**EXERCISE INPUTS**.
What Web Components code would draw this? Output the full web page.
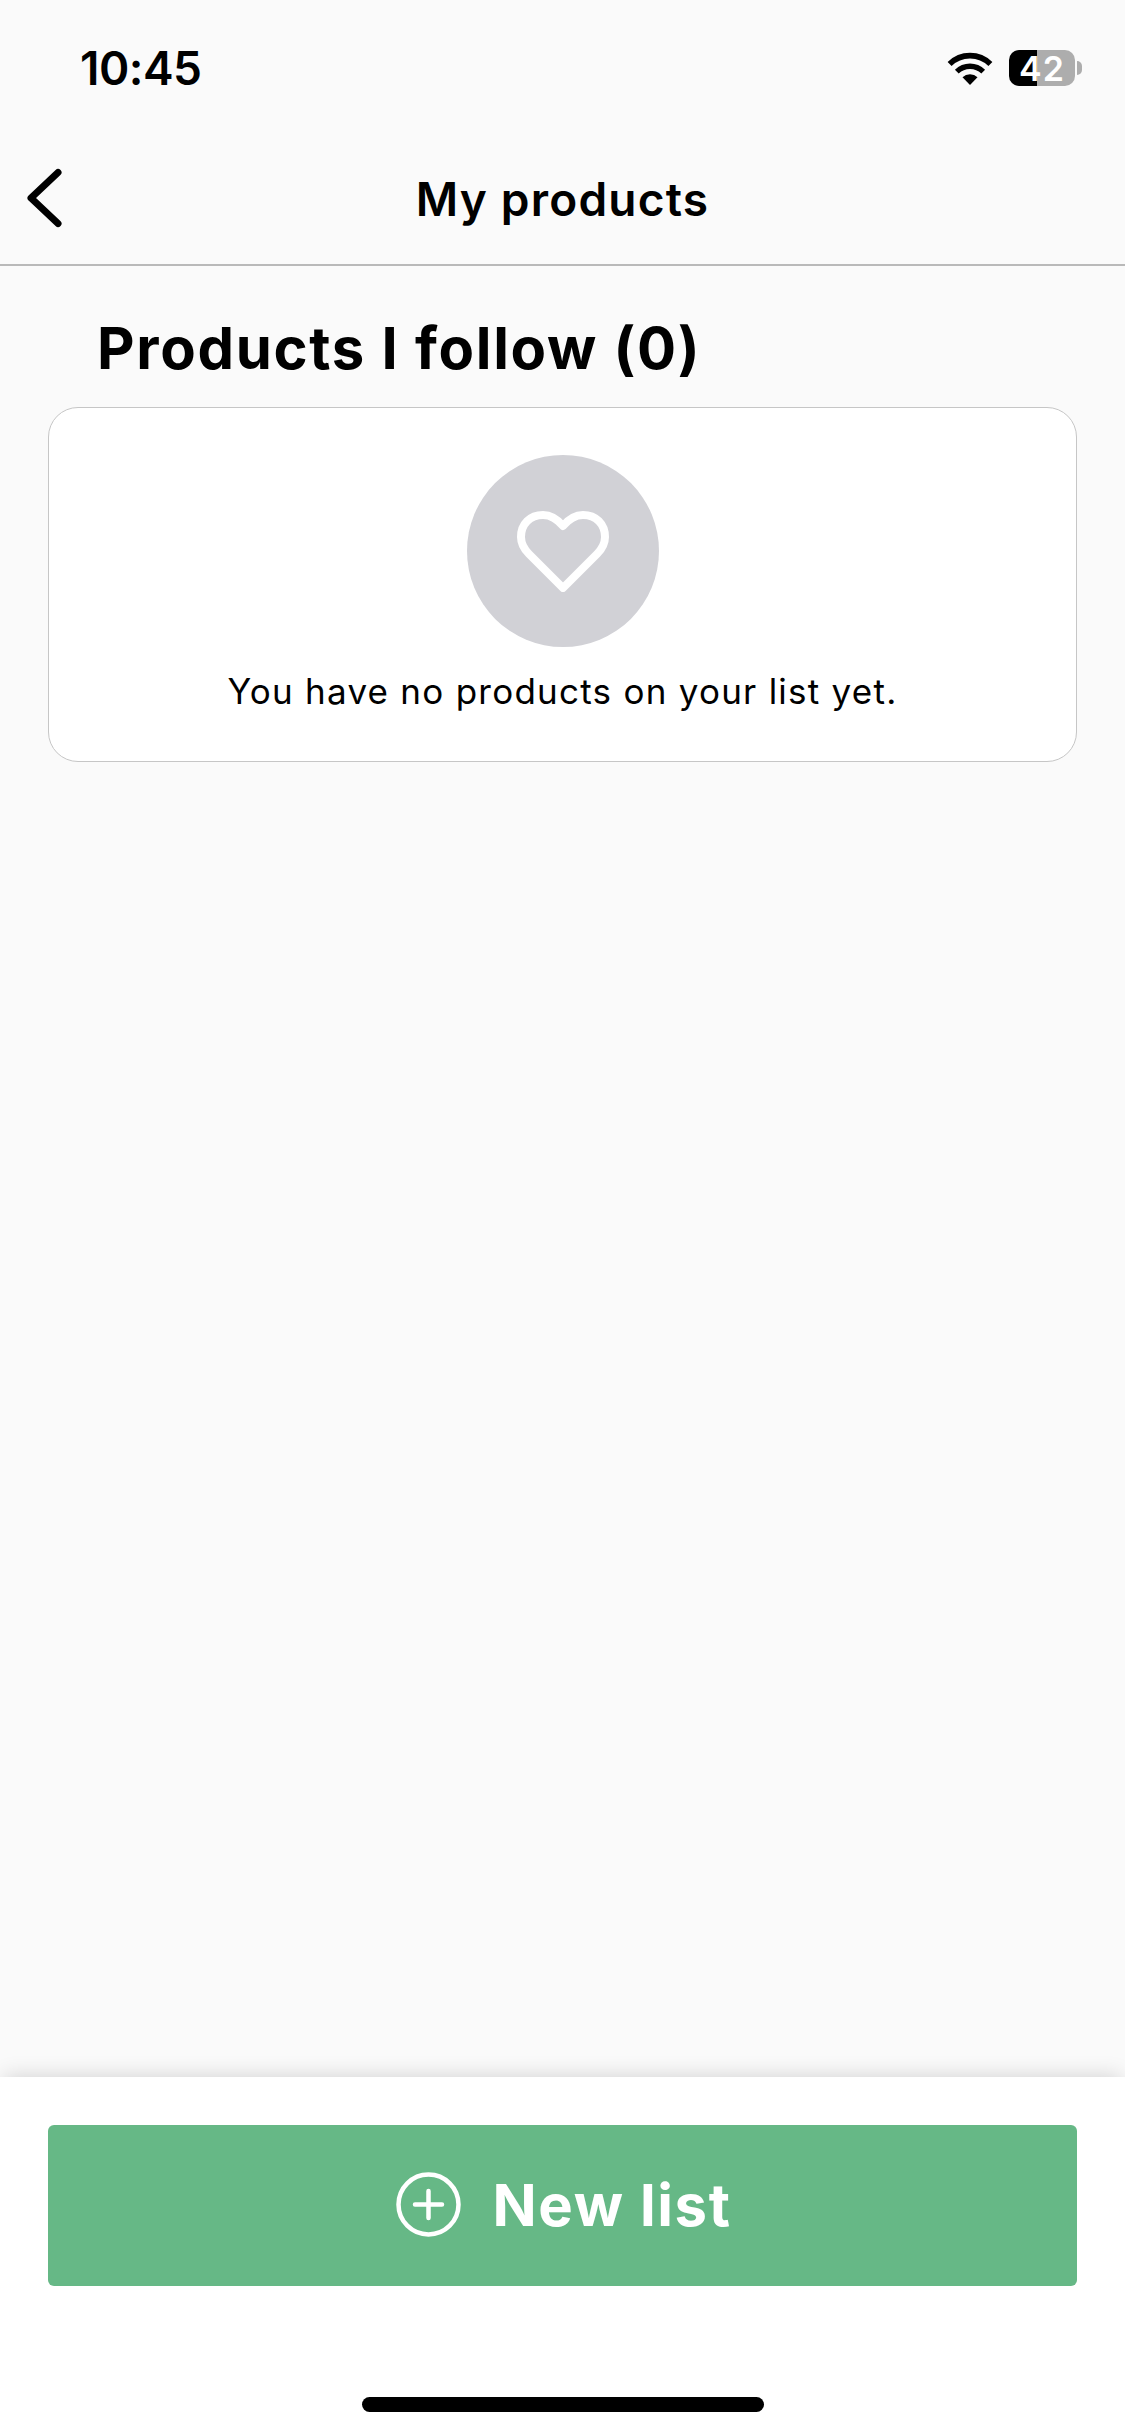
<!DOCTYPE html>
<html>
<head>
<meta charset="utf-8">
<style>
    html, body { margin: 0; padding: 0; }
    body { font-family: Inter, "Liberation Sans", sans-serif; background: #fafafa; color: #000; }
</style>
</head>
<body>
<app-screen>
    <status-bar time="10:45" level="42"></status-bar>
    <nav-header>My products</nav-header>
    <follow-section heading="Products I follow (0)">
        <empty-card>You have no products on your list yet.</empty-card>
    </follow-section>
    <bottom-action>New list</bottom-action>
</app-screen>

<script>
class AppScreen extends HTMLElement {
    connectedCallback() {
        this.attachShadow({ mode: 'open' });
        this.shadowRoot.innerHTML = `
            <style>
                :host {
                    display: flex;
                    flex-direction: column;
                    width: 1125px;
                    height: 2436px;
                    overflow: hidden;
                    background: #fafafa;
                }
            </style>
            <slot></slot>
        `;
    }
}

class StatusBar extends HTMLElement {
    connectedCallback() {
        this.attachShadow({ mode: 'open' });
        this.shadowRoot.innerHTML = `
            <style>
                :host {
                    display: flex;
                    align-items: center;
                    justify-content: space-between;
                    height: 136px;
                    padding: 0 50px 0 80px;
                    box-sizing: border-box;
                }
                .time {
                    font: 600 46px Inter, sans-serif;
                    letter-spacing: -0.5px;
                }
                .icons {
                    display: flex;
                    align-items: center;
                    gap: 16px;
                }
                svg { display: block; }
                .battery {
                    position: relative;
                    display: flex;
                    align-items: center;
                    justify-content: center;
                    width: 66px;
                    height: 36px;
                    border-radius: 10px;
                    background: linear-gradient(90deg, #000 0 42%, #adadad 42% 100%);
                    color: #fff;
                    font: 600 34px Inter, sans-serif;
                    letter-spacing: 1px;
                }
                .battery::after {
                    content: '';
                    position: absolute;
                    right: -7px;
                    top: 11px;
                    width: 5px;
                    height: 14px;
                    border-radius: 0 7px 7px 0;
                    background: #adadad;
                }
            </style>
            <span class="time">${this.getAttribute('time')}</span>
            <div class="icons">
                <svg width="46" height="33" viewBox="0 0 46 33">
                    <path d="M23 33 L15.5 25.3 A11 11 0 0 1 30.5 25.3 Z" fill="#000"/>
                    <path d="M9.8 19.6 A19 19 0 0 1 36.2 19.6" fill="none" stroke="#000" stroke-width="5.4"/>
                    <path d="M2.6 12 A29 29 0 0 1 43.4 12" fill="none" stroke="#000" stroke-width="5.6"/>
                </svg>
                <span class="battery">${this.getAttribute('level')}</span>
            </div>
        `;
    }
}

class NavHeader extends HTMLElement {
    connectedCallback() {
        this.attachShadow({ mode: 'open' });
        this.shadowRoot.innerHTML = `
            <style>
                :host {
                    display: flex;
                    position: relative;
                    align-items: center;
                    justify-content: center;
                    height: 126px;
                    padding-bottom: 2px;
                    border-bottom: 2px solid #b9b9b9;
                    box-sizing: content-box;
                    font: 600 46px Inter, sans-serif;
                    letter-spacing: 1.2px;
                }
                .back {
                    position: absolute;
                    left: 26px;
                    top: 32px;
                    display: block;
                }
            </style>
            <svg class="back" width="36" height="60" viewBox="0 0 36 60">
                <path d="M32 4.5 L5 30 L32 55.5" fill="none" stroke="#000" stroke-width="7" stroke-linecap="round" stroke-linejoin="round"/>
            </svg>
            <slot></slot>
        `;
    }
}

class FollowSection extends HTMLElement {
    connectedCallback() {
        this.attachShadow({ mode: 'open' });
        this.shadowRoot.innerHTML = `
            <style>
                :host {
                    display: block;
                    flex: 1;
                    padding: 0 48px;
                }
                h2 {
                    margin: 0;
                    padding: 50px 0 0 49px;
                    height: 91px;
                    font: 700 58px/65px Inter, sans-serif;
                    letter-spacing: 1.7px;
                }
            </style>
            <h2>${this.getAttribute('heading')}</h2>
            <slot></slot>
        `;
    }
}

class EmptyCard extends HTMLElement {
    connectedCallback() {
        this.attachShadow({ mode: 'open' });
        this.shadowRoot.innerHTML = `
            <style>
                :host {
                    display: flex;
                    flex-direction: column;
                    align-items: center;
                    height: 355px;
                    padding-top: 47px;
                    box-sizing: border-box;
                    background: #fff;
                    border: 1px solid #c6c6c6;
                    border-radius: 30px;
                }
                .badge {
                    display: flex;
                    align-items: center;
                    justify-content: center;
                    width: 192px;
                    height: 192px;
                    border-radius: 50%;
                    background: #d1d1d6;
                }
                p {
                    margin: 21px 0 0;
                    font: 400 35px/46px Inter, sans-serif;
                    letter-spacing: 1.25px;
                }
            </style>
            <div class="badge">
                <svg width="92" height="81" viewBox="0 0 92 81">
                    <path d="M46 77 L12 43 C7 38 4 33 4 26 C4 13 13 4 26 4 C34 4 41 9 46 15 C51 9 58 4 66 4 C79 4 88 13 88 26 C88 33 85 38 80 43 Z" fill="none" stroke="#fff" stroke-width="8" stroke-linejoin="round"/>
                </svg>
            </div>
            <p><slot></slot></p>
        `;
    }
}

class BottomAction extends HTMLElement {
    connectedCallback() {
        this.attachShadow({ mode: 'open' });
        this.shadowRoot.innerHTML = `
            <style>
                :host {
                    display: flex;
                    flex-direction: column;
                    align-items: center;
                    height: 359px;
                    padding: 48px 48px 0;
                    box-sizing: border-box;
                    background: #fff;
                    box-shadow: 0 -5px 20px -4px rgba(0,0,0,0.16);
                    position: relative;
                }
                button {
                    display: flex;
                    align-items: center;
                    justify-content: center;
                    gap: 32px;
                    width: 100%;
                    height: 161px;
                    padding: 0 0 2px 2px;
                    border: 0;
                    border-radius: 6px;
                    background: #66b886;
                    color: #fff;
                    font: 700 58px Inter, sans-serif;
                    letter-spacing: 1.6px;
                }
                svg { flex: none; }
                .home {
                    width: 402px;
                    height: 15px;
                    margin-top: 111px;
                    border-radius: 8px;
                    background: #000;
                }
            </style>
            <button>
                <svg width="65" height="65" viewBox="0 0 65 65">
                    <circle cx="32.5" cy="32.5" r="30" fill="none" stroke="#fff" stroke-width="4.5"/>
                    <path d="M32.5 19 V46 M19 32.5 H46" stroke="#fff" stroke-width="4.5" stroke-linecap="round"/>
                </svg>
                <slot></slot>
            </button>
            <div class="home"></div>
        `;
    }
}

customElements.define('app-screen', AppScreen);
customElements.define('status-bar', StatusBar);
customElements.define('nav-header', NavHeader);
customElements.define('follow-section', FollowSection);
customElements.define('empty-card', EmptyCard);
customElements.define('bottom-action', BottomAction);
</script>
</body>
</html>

==

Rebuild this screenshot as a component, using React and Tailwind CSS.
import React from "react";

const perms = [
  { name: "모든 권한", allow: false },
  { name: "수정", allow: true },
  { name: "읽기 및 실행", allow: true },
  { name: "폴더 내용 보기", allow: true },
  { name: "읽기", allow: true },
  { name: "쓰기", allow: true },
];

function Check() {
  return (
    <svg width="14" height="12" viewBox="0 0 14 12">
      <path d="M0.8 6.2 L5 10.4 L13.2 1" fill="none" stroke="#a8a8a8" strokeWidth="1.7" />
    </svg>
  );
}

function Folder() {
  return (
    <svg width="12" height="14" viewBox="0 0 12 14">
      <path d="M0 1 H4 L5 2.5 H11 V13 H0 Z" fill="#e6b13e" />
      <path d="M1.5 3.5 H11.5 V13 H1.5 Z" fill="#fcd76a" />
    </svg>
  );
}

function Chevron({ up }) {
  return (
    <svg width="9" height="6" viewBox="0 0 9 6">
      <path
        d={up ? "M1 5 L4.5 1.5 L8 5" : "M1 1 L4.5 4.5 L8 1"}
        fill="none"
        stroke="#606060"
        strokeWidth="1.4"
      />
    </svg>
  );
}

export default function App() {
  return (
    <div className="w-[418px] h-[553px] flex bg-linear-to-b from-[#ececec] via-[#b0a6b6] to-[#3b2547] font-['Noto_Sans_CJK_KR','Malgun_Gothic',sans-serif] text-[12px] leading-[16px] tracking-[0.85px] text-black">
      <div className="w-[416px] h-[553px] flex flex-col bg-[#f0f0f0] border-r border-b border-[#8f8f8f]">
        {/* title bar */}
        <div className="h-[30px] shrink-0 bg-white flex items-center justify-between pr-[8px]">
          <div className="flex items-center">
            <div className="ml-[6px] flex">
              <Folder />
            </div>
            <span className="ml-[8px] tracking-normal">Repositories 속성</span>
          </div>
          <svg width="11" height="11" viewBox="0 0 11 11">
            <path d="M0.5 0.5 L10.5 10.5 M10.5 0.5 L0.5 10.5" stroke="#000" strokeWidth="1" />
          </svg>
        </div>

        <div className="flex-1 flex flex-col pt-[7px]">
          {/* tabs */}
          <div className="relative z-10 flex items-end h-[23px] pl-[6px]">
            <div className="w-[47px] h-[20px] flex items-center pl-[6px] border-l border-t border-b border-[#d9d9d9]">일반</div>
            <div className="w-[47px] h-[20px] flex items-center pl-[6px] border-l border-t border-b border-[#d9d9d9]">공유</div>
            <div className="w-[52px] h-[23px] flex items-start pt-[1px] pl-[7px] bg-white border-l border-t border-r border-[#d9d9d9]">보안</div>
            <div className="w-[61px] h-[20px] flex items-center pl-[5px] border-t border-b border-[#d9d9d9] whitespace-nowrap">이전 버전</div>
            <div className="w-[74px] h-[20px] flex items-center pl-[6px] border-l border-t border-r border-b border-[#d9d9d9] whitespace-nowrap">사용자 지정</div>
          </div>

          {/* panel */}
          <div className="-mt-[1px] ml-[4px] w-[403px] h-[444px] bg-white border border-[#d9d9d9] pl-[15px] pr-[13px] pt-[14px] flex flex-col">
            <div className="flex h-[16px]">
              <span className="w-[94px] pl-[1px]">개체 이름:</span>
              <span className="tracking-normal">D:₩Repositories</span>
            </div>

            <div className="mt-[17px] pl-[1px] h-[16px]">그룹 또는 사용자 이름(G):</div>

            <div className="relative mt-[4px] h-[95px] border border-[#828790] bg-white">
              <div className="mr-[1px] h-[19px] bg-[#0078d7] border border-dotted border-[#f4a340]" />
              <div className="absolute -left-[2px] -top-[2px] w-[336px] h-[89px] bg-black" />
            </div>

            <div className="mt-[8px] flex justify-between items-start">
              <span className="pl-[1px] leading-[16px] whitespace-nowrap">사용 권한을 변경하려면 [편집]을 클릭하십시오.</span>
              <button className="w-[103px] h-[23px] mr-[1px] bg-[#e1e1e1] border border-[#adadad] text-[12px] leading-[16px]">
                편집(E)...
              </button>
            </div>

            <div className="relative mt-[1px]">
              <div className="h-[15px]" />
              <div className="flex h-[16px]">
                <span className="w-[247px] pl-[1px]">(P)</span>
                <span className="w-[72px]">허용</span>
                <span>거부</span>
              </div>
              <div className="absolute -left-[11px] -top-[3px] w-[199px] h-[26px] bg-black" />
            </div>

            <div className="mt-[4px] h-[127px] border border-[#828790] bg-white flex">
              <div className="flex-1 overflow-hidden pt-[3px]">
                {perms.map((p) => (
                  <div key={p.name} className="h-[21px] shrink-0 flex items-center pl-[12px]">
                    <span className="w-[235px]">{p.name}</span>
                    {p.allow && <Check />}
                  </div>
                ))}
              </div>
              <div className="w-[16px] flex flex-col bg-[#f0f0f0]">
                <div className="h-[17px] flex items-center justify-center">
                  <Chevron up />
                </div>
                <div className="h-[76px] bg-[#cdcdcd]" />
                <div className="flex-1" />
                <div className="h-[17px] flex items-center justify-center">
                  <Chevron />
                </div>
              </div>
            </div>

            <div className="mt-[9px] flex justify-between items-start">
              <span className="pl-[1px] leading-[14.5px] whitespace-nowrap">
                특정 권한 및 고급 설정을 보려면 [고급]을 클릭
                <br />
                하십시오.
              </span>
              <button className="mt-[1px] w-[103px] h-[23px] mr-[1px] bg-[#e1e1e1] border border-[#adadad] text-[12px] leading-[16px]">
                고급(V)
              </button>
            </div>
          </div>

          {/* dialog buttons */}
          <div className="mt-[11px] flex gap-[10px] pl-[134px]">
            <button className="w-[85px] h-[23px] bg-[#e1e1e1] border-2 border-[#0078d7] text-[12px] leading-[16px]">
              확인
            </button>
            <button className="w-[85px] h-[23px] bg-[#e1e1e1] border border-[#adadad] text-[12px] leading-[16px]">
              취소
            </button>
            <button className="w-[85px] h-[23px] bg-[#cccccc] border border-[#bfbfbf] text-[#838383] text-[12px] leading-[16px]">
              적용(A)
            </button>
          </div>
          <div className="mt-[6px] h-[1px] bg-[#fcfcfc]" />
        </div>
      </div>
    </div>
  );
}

**TASK**.
Above are the records; copy exactly the lines from the one with "What Web Components" through the one with "</app-screen>", including both, and nothing more. Leave out pictures.

**RESULT FOR THIS TASK**.
What Web Components code would draw this? Output the full web page.
<!DOCTYPE html>
<html>
<head>
<meta charset="utf-8">
<style>
    html, body { margin: 0; padding: 0; }
    body { font-family: Inter, "Liberation Sans", sans-serif; background: #fafafa; color: #000; }
</style>
</head>
<body>
<app-screen>
    <status-bar time="10:45" level="42"></status-bar>
    <nav-header>My products</nav-header>
    <follow-section heading="Products I follow (0)">
        <empty-card>You have no products on your list yet.</empty-card>
    </follow-section>
    <bottom-action>New list</bottom-action>
</app-screen>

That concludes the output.